Второе. Мы имеем большое отличие от федеральных СМИ. И отличие это для региональной журналистики, отягчающее. У канала "Дождь" или газеты "Ведомости", например, нет проблем и конфликта со своей аудиторией. Она у них нормальная, прогрессивно мыслящая, либеральная. Что такое ТВК? Зритель ТВК легко может посмотреть Первый или Второй канал, а потом переключиться на нас. Это обычный зритель, который сформировался в традиционном телесмотрении. И в этом смысле мы примерно представляем себе, какие темы могут вызвать отторжение у нашего зрителя. Поэтому здесь включается, кроме самоцензуры, еще и понимание, что мы не можем идти полностью вразрез со своими зрителями. А многие из них, к сожалению, находятся в измененном состоянии из-за пропаганды.
Преувеличение думать, что пропаганда на умных людей не действует
И получается такая картина: если мы хотим работать так же бескомпромиссно, условно говоря, как "Дождь", то надо заниматься антипропагандой, по сути, развенчиванием федеральной политики. Но у нас нет для этого ни времени, ни ресурсов. И региональные СМИ – не про это, поскольку мы прежде всего должны рассказывать о жизни в своем регионе. Поэтому получается какое-то лавирование. Например, у нас есть такая рубрика: зрители могут звонить в прямой эфир. И часто бывает, что какую-то тему ты объявляешь – и люди вываливают все, что они услышали на Первом и Втором каналах.
– То есть канал старается учитывать особенности мышления обработанной пропагандой аудитории, но при этом люди, которые работают на телеканале, по своему мировоззрению отходят от аудитории в этом смысле все дальше и дальше? На вас же лично федеральная пропаганда не действует?
– На меня лично – да.
– А на ваших сотрудников?
– Печальная ситуация заключается в том, что на какую-то часть сотрудников пропаганда действует. И это тоже преувеличение – думать, что пропаганда на умных людей не действует. У меня огромное количество знакомых и друзей с университетским образованием, которые считают, что "Боинг" сбила Украина. Это факт. Для того, чтобы разбираться в информационной повестке, нужно профессионально за этим следить и понимать, почему то или иное медиа говорит именно так. У людей не хватает на это времени, а пропаганда настолько тотальна и всепроникаема, что даже люди, которых я считал образованными и нормальными, находятся в слегка измененном состоянии.

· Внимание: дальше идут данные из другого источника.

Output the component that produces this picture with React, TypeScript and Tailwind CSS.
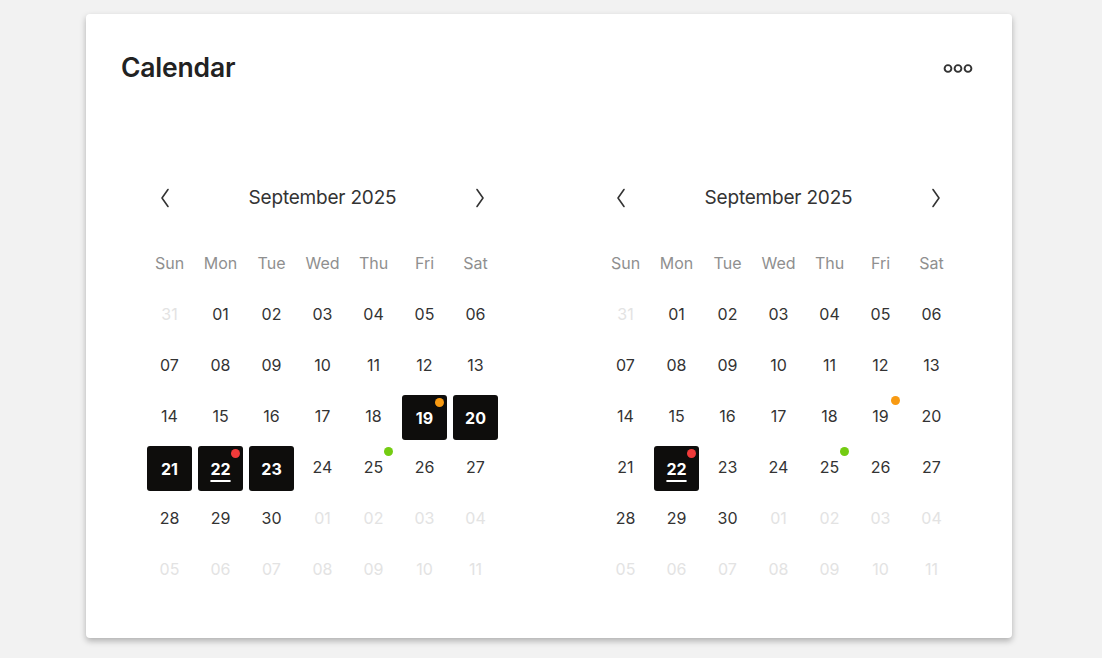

В этом сейчас и есть сложность существования СМИ в России. Ты не только оцениваешь политические риски регионального СМИ, но ты еще должен думать о том, будешь ли ты понятен своим зрителям в принципе, поймут ли они, о чем ты хочешь сказать.

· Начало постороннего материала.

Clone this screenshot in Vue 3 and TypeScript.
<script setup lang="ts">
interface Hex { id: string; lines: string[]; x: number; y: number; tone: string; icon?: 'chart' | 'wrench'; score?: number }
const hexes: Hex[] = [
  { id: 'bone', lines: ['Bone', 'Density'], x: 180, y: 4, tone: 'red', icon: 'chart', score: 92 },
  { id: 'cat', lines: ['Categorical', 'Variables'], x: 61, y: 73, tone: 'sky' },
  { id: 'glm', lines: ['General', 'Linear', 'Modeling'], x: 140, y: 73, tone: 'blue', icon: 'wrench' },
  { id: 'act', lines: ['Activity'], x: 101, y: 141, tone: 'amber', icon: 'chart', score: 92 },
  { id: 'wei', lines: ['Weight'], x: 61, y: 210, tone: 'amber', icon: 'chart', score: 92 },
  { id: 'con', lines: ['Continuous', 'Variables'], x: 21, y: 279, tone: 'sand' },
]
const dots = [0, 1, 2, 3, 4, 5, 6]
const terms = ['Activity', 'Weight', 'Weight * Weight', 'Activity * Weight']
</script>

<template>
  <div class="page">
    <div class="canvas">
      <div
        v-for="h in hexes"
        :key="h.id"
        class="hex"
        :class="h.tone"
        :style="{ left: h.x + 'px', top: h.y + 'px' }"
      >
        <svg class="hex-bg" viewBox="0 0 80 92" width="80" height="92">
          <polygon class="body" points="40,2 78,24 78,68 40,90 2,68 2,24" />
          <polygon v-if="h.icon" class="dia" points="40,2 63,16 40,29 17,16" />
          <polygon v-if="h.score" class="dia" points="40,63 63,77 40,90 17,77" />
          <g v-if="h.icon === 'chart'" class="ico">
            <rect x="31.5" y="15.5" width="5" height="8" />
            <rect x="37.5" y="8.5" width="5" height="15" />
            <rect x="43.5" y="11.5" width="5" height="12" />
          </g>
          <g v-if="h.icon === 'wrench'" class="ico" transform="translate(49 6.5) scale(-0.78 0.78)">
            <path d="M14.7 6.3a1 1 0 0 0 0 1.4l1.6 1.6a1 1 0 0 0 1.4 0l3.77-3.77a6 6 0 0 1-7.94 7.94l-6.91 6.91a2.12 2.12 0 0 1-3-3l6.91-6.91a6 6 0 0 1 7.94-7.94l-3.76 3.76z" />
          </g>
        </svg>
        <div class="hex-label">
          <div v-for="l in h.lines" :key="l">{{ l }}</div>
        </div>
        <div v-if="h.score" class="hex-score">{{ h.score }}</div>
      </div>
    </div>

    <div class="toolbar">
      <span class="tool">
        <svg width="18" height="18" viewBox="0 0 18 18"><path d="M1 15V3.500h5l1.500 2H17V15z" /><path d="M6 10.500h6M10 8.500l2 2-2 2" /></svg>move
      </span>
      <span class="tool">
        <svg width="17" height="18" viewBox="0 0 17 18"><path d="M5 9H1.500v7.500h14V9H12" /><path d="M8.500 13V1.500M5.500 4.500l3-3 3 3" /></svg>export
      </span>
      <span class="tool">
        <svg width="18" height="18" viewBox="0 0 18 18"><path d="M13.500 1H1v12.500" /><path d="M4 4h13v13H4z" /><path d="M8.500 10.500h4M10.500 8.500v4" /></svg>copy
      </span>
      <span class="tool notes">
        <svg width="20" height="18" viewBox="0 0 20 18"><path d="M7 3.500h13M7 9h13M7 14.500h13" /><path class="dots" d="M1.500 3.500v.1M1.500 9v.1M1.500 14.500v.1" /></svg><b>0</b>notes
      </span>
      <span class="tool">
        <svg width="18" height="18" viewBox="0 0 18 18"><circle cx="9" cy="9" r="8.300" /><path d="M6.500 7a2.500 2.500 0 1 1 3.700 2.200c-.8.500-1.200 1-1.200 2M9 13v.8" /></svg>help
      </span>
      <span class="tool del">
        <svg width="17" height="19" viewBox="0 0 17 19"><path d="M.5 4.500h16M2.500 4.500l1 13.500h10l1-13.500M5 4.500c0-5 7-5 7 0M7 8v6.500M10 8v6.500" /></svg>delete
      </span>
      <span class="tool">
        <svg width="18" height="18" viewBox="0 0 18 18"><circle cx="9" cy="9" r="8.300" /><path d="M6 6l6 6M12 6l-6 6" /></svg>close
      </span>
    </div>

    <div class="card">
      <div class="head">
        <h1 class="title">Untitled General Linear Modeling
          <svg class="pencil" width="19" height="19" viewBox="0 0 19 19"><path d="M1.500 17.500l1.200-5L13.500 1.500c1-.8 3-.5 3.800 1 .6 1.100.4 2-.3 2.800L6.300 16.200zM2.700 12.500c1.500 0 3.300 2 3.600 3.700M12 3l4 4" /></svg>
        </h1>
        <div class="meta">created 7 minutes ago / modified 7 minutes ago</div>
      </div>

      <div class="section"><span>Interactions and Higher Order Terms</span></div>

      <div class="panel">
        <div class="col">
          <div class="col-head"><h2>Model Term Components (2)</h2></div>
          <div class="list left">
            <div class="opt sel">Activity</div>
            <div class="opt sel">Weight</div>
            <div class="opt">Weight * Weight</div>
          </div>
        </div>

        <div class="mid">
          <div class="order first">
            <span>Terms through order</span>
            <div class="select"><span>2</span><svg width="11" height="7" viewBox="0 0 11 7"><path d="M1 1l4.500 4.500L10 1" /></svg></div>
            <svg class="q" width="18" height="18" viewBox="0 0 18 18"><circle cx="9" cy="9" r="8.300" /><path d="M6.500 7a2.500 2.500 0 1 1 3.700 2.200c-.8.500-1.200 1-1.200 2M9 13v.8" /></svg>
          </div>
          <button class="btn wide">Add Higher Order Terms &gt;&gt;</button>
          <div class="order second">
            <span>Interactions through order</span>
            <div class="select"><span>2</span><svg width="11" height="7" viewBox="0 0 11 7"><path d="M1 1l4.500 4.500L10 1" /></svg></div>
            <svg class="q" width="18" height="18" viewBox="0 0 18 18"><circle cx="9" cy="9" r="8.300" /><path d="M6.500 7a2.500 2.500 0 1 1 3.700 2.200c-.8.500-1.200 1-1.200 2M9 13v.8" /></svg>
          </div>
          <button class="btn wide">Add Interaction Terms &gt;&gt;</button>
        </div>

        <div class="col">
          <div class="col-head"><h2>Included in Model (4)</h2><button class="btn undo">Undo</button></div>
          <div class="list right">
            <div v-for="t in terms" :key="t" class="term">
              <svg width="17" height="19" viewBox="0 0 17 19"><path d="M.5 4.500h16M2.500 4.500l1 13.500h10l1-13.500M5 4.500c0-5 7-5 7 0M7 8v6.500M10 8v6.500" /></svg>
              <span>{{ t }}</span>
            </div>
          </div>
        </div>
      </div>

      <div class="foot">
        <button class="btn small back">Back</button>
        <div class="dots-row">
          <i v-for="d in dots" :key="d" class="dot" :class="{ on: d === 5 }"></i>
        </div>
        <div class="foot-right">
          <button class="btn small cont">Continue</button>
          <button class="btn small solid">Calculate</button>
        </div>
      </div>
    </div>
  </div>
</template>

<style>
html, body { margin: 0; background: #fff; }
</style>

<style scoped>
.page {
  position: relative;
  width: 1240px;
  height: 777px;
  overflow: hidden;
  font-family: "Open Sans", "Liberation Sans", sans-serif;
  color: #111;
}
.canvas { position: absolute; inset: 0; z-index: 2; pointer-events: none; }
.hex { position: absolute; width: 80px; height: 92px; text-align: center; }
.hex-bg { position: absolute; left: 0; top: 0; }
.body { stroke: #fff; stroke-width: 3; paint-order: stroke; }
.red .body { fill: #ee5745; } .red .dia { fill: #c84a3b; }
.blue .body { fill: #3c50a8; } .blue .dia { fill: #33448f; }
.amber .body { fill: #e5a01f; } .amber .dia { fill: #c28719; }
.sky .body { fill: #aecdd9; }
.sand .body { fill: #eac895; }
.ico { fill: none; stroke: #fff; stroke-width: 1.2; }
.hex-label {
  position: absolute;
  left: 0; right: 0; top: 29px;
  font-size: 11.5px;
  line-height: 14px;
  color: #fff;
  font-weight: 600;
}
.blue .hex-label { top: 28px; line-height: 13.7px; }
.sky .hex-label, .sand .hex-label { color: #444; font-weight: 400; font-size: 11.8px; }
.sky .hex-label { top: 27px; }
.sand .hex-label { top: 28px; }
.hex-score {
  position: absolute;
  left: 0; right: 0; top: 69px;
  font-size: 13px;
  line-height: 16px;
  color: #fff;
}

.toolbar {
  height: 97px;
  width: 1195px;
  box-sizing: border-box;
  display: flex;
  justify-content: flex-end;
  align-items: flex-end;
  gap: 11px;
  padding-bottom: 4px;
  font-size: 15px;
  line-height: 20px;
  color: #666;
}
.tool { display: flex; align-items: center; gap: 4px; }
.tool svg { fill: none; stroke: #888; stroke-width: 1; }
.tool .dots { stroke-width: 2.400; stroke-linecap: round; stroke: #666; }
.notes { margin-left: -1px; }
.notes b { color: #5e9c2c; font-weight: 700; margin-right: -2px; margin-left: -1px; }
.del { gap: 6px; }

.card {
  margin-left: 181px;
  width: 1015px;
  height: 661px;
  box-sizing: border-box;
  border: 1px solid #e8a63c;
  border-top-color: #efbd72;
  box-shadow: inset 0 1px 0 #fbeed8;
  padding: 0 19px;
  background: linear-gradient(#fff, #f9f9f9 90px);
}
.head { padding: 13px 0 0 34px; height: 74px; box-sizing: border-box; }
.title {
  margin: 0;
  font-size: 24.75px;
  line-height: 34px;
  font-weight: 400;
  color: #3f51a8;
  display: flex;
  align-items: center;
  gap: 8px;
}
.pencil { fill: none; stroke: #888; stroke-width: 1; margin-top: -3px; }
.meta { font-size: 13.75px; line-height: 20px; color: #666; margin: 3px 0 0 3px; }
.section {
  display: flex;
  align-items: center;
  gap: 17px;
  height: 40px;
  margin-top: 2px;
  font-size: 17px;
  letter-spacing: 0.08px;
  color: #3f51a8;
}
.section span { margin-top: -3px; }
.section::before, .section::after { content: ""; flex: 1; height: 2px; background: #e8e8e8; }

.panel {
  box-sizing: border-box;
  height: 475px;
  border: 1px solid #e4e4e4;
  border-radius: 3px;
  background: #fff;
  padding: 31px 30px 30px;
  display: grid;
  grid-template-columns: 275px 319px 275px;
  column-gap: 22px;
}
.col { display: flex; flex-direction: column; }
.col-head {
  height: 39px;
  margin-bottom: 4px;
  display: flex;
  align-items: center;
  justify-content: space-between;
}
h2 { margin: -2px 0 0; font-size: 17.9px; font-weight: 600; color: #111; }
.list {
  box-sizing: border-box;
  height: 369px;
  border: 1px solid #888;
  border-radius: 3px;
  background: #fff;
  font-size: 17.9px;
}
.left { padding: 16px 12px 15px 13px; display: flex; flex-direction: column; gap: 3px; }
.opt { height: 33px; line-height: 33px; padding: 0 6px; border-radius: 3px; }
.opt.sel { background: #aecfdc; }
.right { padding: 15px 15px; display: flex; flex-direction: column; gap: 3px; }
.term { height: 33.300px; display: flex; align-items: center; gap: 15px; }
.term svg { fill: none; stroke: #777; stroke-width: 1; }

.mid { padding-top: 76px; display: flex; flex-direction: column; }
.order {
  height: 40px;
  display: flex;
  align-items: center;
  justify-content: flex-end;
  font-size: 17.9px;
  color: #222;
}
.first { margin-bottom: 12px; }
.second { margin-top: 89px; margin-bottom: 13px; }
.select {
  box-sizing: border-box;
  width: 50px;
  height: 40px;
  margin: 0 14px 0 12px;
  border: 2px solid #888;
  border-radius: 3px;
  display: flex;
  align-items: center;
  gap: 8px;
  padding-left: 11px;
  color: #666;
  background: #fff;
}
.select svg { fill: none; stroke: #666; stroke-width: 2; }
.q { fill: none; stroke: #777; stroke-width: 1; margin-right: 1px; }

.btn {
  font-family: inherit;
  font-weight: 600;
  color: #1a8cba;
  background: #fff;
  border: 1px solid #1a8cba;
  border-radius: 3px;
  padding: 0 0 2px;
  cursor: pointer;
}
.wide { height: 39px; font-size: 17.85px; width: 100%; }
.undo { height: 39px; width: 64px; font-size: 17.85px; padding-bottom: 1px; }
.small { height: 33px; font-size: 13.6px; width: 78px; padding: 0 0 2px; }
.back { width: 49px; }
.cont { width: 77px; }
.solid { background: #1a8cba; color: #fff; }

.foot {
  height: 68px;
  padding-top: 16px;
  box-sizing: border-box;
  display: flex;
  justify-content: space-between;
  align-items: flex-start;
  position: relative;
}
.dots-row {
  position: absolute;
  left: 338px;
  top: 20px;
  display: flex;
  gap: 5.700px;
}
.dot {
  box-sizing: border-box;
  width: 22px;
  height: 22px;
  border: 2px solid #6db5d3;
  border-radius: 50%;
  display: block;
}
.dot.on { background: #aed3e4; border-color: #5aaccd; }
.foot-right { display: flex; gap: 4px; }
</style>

– Давайте конкретно по темам. Например, про Навального можно говорить?
– Если есть возможность не упоминать его фамилию, то лучше ее не упоминать, потому что она для людей является раздражителем, для традиционной аудитории. Более того, есть зрители, которые, когда слышат фамилию Навальный, то дальше уже информацию не воспринимают, им всё понятно, Госдеп и так далее. Поэтому, если мы имеем возможность сказать "Фонд борьбы с коррупцией провел расследование", мы скажем: "Фонд борьбы с коррупцией провел расследование".

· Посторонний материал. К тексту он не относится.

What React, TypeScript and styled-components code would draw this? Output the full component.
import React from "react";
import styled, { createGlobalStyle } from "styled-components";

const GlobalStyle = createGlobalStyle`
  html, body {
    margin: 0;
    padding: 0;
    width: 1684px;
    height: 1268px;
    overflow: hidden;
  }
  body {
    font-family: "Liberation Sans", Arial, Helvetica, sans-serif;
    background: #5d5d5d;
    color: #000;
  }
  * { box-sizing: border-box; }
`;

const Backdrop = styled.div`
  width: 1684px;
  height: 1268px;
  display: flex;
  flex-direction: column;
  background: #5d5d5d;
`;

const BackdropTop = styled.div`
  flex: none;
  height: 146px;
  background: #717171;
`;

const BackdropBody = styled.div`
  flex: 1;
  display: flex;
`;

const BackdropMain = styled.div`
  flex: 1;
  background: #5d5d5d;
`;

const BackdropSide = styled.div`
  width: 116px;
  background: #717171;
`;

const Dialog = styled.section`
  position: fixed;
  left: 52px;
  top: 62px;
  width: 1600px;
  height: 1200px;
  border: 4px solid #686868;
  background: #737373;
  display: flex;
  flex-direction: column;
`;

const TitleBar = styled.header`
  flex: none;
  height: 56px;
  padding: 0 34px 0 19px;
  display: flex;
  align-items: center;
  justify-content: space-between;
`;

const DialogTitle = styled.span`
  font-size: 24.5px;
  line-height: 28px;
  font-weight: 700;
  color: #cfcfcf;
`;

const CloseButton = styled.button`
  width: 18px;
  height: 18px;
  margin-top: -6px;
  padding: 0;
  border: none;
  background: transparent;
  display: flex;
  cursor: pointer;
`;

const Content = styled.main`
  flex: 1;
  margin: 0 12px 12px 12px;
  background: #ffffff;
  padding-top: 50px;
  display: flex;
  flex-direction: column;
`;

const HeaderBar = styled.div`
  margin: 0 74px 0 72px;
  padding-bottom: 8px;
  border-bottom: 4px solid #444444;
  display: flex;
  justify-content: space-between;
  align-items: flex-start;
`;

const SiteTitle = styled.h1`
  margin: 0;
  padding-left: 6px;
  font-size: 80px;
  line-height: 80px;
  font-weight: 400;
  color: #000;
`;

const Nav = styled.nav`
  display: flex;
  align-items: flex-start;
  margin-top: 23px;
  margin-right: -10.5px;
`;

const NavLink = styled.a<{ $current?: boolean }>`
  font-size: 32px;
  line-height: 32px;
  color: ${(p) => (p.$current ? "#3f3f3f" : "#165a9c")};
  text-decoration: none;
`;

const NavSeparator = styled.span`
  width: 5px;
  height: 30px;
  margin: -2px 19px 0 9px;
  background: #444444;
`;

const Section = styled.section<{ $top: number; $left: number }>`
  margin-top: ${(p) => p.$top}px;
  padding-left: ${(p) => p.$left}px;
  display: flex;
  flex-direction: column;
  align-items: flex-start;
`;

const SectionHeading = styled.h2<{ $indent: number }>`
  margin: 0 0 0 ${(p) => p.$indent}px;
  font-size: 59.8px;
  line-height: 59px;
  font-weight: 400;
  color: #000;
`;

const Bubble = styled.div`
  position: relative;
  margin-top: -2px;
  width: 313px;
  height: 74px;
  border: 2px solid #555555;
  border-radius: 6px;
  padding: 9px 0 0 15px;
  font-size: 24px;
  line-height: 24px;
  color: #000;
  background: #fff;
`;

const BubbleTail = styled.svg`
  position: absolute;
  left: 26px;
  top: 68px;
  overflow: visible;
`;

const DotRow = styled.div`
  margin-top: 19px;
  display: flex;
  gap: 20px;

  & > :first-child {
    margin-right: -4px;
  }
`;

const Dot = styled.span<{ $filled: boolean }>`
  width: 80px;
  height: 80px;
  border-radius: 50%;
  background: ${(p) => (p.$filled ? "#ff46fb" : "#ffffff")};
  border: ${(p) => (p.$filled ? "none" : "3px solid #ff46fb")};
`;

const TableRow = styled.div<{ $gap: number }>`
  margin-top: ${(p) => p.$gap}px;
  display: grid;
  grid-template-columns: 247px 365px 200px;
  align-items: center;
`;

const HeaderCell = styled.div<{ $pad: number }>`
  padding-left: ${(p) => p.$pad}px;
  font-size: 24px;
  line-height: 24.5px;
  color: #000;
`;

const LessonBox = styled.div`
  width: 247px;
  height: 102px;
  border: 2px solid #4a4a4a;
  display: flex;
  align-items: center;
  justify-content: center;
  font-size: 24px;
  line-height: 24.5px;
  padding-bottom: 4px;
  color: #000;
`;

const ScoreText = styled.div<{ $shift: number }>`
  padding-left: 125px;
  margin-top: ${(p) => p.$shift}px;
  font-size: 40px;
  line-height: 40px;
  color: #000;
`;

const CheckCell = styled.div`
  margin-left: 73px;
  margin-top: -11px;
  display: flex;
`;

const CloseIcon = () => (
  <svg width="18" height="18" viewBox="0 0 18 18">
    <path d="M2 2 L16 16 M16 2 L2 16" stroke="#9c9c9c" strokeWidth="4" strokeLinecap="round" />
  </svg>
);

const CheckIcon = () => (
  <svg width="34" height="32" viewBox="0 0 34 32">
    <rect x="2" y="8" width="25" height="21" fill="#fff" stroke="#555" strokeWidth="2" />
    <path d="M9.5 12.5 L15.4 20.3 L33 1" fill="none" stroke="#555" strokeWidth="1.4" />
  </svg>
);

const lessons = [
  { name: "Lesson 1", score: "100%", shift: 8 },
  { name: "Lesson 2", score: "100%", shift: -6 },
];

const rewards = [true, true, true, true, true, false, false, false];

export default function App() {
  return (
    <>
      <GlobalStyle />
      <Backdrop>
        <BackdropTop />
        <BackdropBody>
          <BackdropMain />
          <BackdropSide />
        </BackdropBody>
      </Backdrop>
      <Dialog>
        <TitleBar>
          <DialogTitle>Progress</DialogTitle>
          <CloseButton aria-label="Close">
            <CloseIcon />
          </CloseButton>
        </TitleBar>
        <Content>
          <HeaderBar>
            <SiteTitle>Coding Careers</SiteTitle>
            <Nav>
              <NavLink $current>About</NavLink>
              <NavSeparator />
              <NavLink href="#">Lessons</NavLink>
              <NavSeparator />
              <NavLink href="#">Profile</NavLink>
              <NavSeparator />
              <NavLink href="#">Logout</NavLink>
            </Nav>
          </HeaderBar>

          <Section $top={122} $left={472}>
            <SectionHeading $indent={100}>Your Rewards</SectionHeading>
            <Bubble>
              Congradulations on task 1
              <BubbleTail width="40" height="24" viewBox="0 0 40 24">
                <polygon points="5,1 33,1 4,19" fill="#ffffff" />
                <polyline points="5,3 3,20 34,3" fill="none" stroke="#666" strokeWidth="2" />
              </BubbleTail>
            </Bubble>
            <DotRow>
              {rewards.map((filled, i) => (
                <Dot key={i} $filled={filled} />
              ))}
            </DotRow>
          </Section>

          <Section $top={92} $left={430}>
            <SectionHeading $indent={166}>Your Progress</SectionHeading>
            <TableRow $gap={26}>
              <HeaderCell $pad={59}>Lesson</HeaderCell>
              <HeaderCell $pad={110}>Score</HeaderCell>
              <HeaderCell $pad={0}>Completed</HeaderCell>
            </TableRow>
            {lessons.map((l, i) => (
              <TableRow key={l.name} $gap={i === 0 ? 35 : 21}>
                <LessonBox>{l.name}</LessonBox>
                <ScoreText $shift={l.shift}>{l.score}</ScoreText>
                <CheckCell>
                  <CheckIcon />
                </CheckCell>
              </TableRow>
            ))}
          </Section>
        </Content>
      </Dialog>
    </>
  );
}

– А если Навальный приехал в Красноярск и проводит митинг?
– Ну пока ещё не было такого, не доехал. Но мы освещали митинги, которые организовывали сторонники Навального, когда впервые в истории города были жесткие задержания. То есть табу на фамилию Навального нет.
– А на чьи фамилии есть табу?
– Я думаю, что из окружения Путина и особенно что касается семьи, – наверное, вот эти темы. Но опять же про квартиру Чемезова или недвижимость Сечина, например, мы сообщали.
Уйти от Украины
– Вы сказали, что после 14-го года уже нельзя было работать на телевидении "как будто ничего не произошло". Вы на ТВК как-то освещали те события?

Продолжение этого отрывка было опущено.